Saturday, September 23, 2006

Le Vatican

On n’a retenu du discours de Benoît XVI que son attaque contre l’islam. En fait, ses propos visaient tout autant les Occidentaux, explique le quotidien de Francfort.
Pendant six jours, le pape Benoît XVI a arpenté la Bavière, sa terre d’origine. Il a prié dans les églises et en plein air, prêché devant des milliers de personnes et donné une conférence. Les images joyeuses de Munich, Altötting et Ratisbonne resteront dans les mémoires. Mais, avec ses paroles, Benoît XVI a écrit l’Histoire. Car ce n’est pas le retour au pays qui était le thème de ce voyage, mais la défense de l’Occident chrétien – contre les autres et contre lui-même.

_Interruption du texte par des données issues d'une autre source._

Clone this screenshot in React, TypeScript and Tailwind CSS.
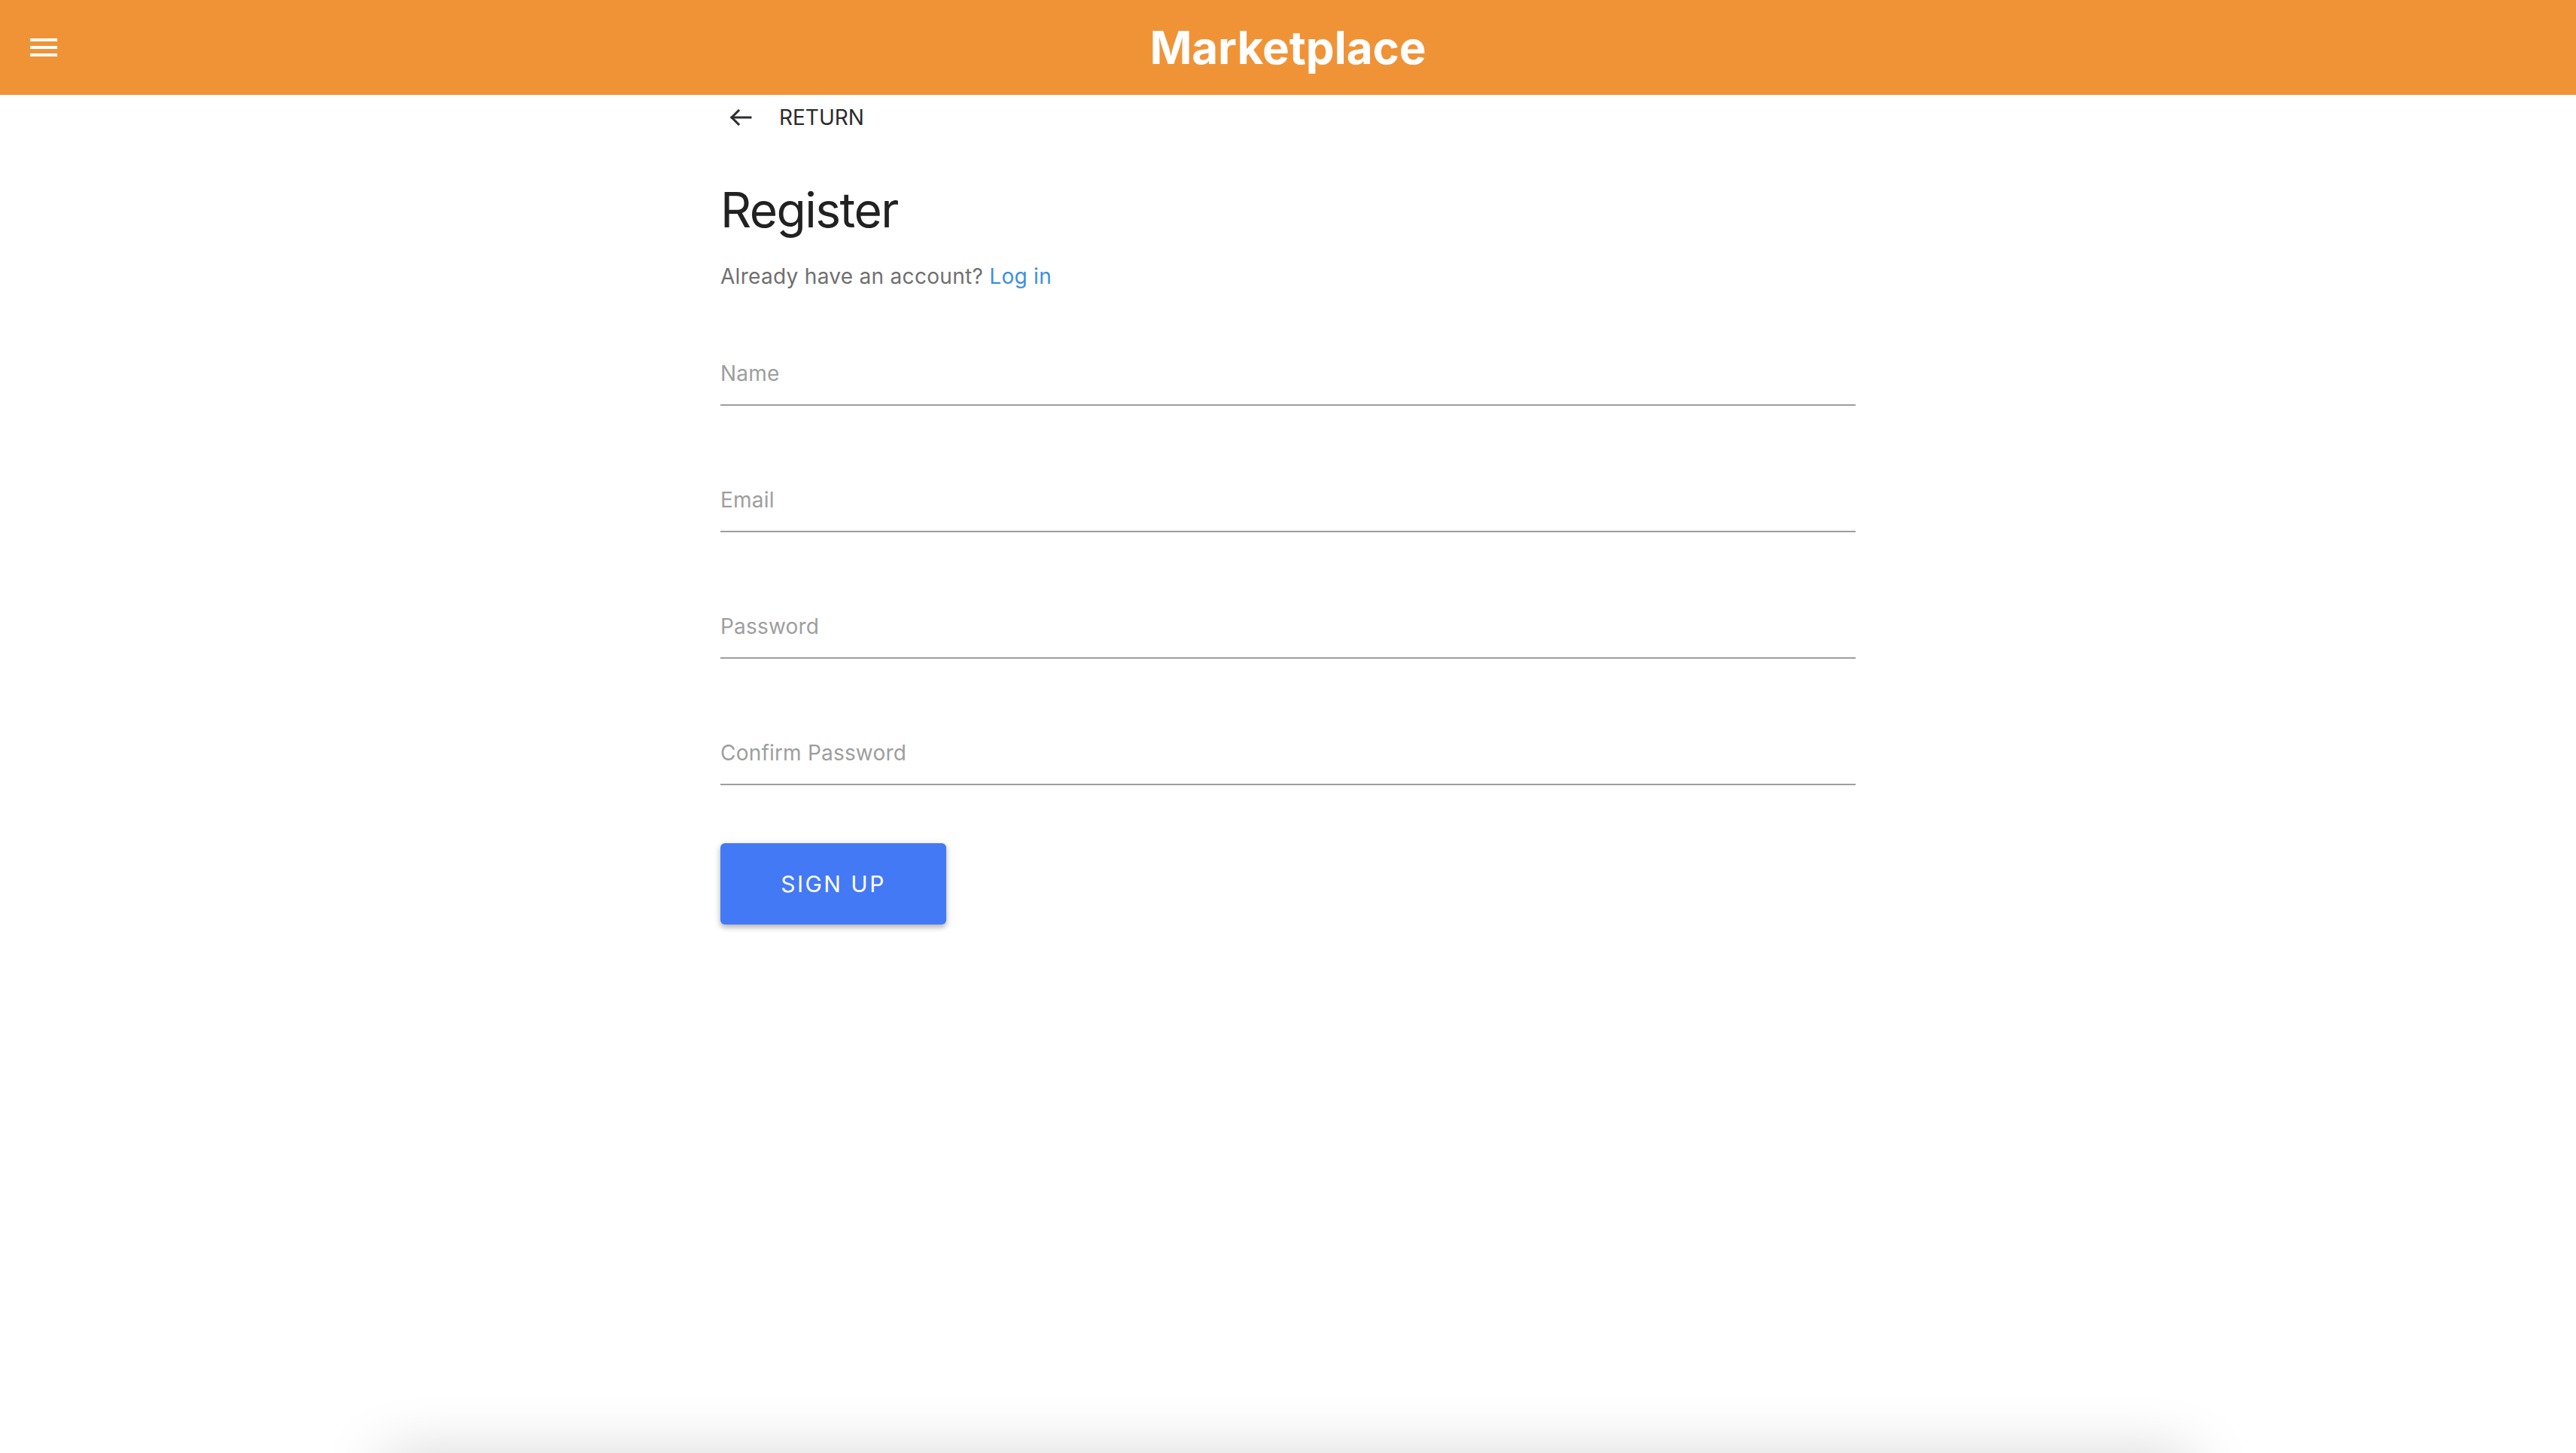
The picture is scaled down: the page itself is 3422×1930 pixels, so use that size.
import React from "react";

const fields = ["Name", "Email", "Password", "Confirm Password"];

function MenuIcon() {
  return (
    <svg width="36" height="24" viewBox="0 0 36 24" fill="white">
      <rect x="0" y="0" width="36" height="4" />
      <rect x="0" y="10" width="36" height="4" />
      <rect x="0" y="20" width="36" height="4" />
    </svg>
  );
}

function ArrowBack() {
  return (
    <svg width="30" height="22" viewBox="0 0 30 22" fill="none" stroke="#2e2e2e" strokeWidth="3" strokeLinecap="square">
      <path d="M28 11H3" />
      <path d="M12 2L3 11l9 9" />
    </svg>
  );
}

export default function App() {
  return (
    <div className="w-full h-[1930px] flex flex-col overflow-hidden bg-white font-['Inter',sans-serif]">
      <header className="h-[126px] shrink-0 bg-[#f09337] grid grid-cols-[1fr_auto_1fr] items-center">
        <div className="pl-[40px] flex items-center">
          <MenuIcon />
        </div>
        <h1 className="text-white text-[60px] leading-none font-bold">Marketplace</h1>
        <div />
      </header>

      <main className="flex-1 w-[1508px] mx-auto">
        <button className="h-[60px] flex items-center pl-[12px]">
          <ArrowBack />
          <span className="ml-[36px] text-[28px] leading-none text-[#2b2b2b] uppercase">Return</span>
        </button>

        <h2 className="mt-[61px] text-[64px] leading-none tracking-[-1.5px] text-[#212121]">Register</h2>
        <p className="mt-[42px] text-[28px] leading-none tracking-[0.3px] text-[#707070]">
          Already have an account? <a className="text-[#3b8fe4]">Log in</a>
        </p>

        <div className="mt-[101px] flex flex-col gap-[111px]">
          {fields.map((label) => (
            <div key={label} className="pb-[27px] border-b-2 border-[#9e9e9e]">
              <span className="block text-[28px] leading-none tracking-[0.2px] text-[#9e9e9e]">{label}</span>
            </div>
          ))}
        </div>

        <button className="mt-[77px] w-[300px] h-[108px] rounded-[6px] bg-[#4479f5] text-white text-[30px] tracking-[2.5px] font-normal shadow-[0_4px_6px_rgba(0,0,0,0.22),0_2px_12px_rgba(0,0,0,0.12)]">
          SIGN UP
        </button>
      </main>

      <div className="h-[75px] shrink-0 overflow-hidden">
        <div className="mt-[85px] mx-auto w-[2400px] h-[40px] bg-white shadow-[0_0_80px_rgba(0,0,0,0.25)]" />
      </div>
    </div>
  );
}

En avril 2005, des cardinaux venus du monde entier élisaient au trône de saint Pierre Joseph Ratzinger, un Allemand, un homme originaire d’un pays qui a initié la Réforme, les Lumières et la Seconde Guerre mondiale. L’histoire allemande a donné au nouveau pontife un regard pénétrant sur l’abîme de l’homme et les errements des peuples. Préfet de la Congrégation pour la doctrine de la foi pendant de nombreuses années, il s’était montré attaché aux racines chrétiennes de l’Europe, s’était opposé à l’Eglise allemande sur les rapports qu’elle entretenait avec l’Etat et aux philosophes sur le pouvoir et le droit, et avait développé un profil théologique et politique qui en faisait le successeur naturel de Jean-Paul II.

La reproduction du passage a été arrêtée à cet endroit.